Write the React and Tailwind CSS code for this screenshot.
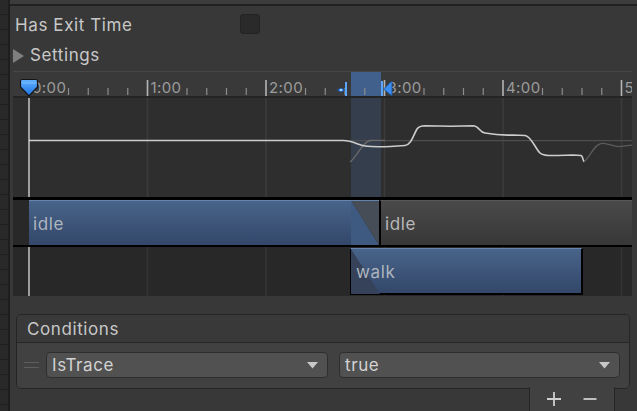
import React from "react";

const PX = 118.5; // pixels per second on the timeline
const X0 = 16; // 0:00 inside the timeline box
const W = 619;
const majors = [0, 1, 2, 3, 4, 5];

function Ruler() {
  const minors = [];
  majors.forEach((s) => {
    for (let k = 2; k < 6; k++) minors.push(X0 + PX * (s + k / 6));
  });
  return (
    <svg width={W} height={25} className="block">
      <rect x="0" y="0" width={W} height="25" fill="#393939" />
      <rect x="0" y="0" width={W} height="1" fill="#474747" />
      <rect x="338" y="1" width="30" height="24" fill="#41608b" />
      {minors.map((x, i) => (
        <line key={i} x1={x} y1="17" x2={x} y2="24" stroke="#8c8c8c" strokeWidth="1.2" />
      ))}
      {majors.map((s) => {
        const x = X0 + PX * s;
        return (
          <g key={s}>
            <line x1={x} y1="9" x2={x} y2="25" stroke="#b4b4b4" strokeWidth="1.6" />
            <text x={x + 3} y="22" fill="#9c9c9c" fontSize="15" letterSpacing="0.4" fontFamily="Inter, sans-serif">
              {s === 5 ? "5" : s + ":00"}
            </text>
          </g>
        );
      })}
      {/* transition markers */}
      <path d="M324.5,19 Q328,15.5 331.5,19 Q328,22.5 324.5,19Z" fill="#3b8df2" stroke="#1d4f94" strokeWidth="1" />
      <circle cx="328" cy="19" r="1.2" fill="#a8d0ff" />
      <rect x="332" y="11" width="2" height="14" fill="#5aa6ff" />
      <rect x="368" y="10" width="2" height="15" fill="#5aa6ff" />
      <path d="M379,10 L370.5,18 L379,25Z" fill="#3b8df2" stroke="#1d4f94" strokeWidth="0.8" />
      {/* playhead */}
      <defs>
        <linearGradient id="ph" x1="0" y1="0" x2="0" y2="1">
          <stop offset="0" stopColor="#63b3ff" />
          <stop offset="1" stopColor="#1b6fe0" />
        </linearGradient>
      </defs>
      <path
        d="M9,8.5 H23 Q24.5,8.5 24.5,10 V16 L16,25 L7.5,16 V10 Q7.5,8.5 9,8.5Z"
        fill="url(#ph)"
        stroke="#161616"
        strokeWidth="1.2"
      />
      <line x1="8.5" y1="12" x2="23.5" y2="12" stroke="#8cc6ff" strokeWidth="0.8" />
    </svg>
  );
}

function Curve() {
  return (
    <svg width={W} height={99} className="block">
      <rect x="0" y="0" width={W} height="99" fill="#2e2e2e" />
      {majors.map((s) => {
        const x = X0 + PX * s;
        return <line key={s} x1={x} y1="0" x2={x} y2="99" stroke="#3b3b3b" strokeWidth="1.6" />;
      })}
      <rect x="338" y="0" width="30" height="99" fill="#47689a" fillOpacity="0.28" />
      <line x1="337" y1="42.7" x2={W} y2="42.7" stroke="#4e4e4e" strokeWidth="1.2" />
      <path d="M337,64 C345,58 349,44 357,42.5 C362,42 366,42.5 372,42.5" fill="none" stroke="#6a6a6a" strokeWidth="1.3" />
      <path
        d="M571,63.7 C578,58 581,46 589,45.3 C596,45 599,48.7 606,48.7 L619,47.2"
        fill="none"
        stroke="#5c5c5c"
        strokeWidth="1.3"
      />
      <path
        d="M16,42.5 L330,42.5 C340,42.5 345,47 352,48 C362,49.5 380,48.5 392,47.5 C398,47 400,38 404,31 C406,28 408,27.7 412,27.7 L438,28.3 L460,27.7 C466,27.7 466,34 472,35 C480,36.5 490,37.5 500,37 L512,37.5 C518,38 522,50 527,55 C530,58 535,57.5 545,57.5 L560,57 L568,57.5 C570,58 570,63 571,63.7"
        fill="none"
        stroke="#cdcdcd"
        strokeWidth="1.6"
      />
      <line x1="16" y1="0" x2="16" y2="99" stroke="#e6e6e6" strokeWidth="1.2" />
    </svg>
  );
}

function Grid() {
  return (
    <svg width={W} height={49} className="absolute inset-0">
      {majors.map((s) => {
        const x = X0 + PX * s;
        return <line key={s} x1={x} y1="0" x2={x} y2="49" stroke="#343434" strokeWidth="1.6" />;
      })}
      <line x1="16" y1="0" x2="16" y2="49" stroke="#e6e6e6" strokeWidth="1.2" />
    </svg>
  );
}

function Dropdown({ label, width }) {
  return (
    <div
      className="h-[26px] flex items-center justify-between pl-[5px] pr-[9px] pt-[2px] bg-[#515151] border border-[#2e2e2e] rounded-[4px] text-[17px] tracking-[0.6px] text-[#d2d2d2]"
      style={{ width }}
    >
      <span>{label}</span>
      <svg width="11" height="7" viewBox="0 0 11 7" className="-mt-[2px]">
        <path d="M0,0 H11 L5.5,6.5Z" fill="#c8c8c8" />
      </svg>
    </div>
  );
}

export default function App() {
  return (
    <div
      className="w-[637px] h-[411px] flex overflow-hidden bg-[#383838] text-[#c8c8c8]"
      style={{ fontFamily: "Inter, 'Noto Sans', sans-serif" }}
    >
      <div className="w-[10px] shrink-0 border-r-2 border-[#1e1e1e] bg-[repeating-linear-gradient(to_bottom,#292929_0px,#292929_14px,#1f1f1f_14px,#1f1f1f_15px)]" />

      <div className="flex-1 flex flex-col min-w-0">
        <div className="h-[6px] bg-[#3c3c3c] border-b-2 border-[#222222]" />

        <div className="h-[36px] flex items-center pl-[5px]">
          <span className="w-[225px] pt-[4px] text-[17px] tracking-[0.6px]">Has Exit Time</span>
          <div className="w-[20px] h-[20px] bg-[#2a2a2a] border border-[#232323] rounded-[3px]" />
        </div>

        <div className="h-[24px] flex items-center pl-[3px] pt-[3px] gap-[6px]">
          <svg width="11" height="14" viewBox="0 0 11 14">
            <path d="M0,0 L11,7 L0,14Z" fill="#7f7f7f" />
          </svg>
          <span className="text-[17px] tracking-[0.6px]">Settings</span>
        </div>

        {/* timeline */}
        <div className="mt-[5px] ml-[3px] w-[619px] h-[225px] flex flex-col bg-[#282828]">
          <Ruler />
          <div className="h-[2px] bg-[#242424]" />
          <Curve />

          <div className="h-[50px] flex border-t-[3px] border-b-2 border-black">
            <div className="w-[16px] shrink-0 bg-[#282828]" />
            <div className="w-[322px] shrink-0 flex items-center pl-[4px] pt-[4px] border-t border-[#6684ad] bg-gradient-to-b from-[#486489] to-[#33476a] text-[17px] tracking-[0.6px] text-[#aeb5bf]">
              idle
            </div>
            <svg width="28" height="45" className="block shrink-0">
              <path d="M0,0 L28,45 L0,45Z" fill="#3e5a80" />
              <path d="M0,0 L28,0 L28,45Z" fill="#474d57" />
              <rect x="0" y="0" width="28" height="1" fill="#6684ad" />
            </svg>
            <div className="flex-1 flex items-center pl-[4px] pt-[4px] border-l-2 border-black bg-gradient-to-b from-[#4a4a4a] to-[#373737] border-t border-t-[#575757] text-[17px] tracking-[0.6px] text-[#b8b8b8]">
              idle
            </div>
          </div>

          <div className="h-[49px] flex relative">
            <Grid />
            <div className="w-[337px] shrink-0" />
            <div className="relative mt-[1px] h-[47px] w-[233px] shrink-0 flex items-center pl-[5px] pt-[3px] border-l border-r-2 border-b-2 border-black border-t border-t-[#6684ad] bg-gradient-to-b from-[#486489] to-[#33476a] text-[17px] tracking-[0.6px] text-[#aeb5bf]">
              <svg width="29" height="45" className="absolute left-0 top-0">
                <path d="M0,0 L29,45 L0,45Z" fill="#36425a" />
              </svg>
              <span className="relative">walk</span>
            </div>
          </div>
        </div>

        {/* conditions */}
        <div className="mt-[18px] ml-[6px] w-[614px] flex flex-col border border-[#252525] rounded-[5px] overflow-hidden">
          <div className="h-[28px] flex items-center pl-[10px] pt-[3px] bg-[#393939] border-b border-[#262626] text-[17px] tracking-[0.6px]">
            Conditions
          </div>
          <div className="flex items-center pt-[9px] pb-[10px] pl-[7px] bg-[#414141]">
            <div className="w-[15px] flex flex-col gap-[4px] mr-[7px]">
              <div className="h-px bg-[#5e5e5e]" />
              <div className="h-px bg-[#5e5e5e]" />
            </div>
            <Dropdown label="IsTrace" width={282} />
            <div className="w-[11px]" />
            <Dropdown label="true" width={281} />
          </div>
        </div>
        <div className="flex justify-end pr-[22px] -mt-[2px]">
          <div className="w-[86px] h-[24px] flex items-start justify-center gap-[20px] pt-[4px] bg-[#414141] border-x border-[#262626] text-[#cfcfcf]">
            <svg width="16" height="16" viewBox="0 0 16 16">
              <path d="M8,1 V15 M1,8 H15" stroke="#cfcfcf" strokeWidth="1.8" />
            </svg>
            <svg width="16" height="16" viewBox="0 0 16 16">
              <path d="M1.5,8 H14.5" stroke="#cfcfcf" strokeWidth="1.8" />
            </svg>
          </div>
        </div>
      </div>
    </div>
  );
}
________
- **THE TASK**
With all pictures left out, please transcribe exactly the lines from the start of the material through the line with "const majors = [0, 1, 2, 3, 4, 5];".

- **WORKED SOLUTION**
Write the React and Tailwind CSS code for this screenshot.
import React from "react";

const PX = 118.5; // pixels per second on the timeline
const X0 = 16; // 0:00 inside the timeline box
const W = 619;
const majors = [0, 1, 2, 3, 4, 5];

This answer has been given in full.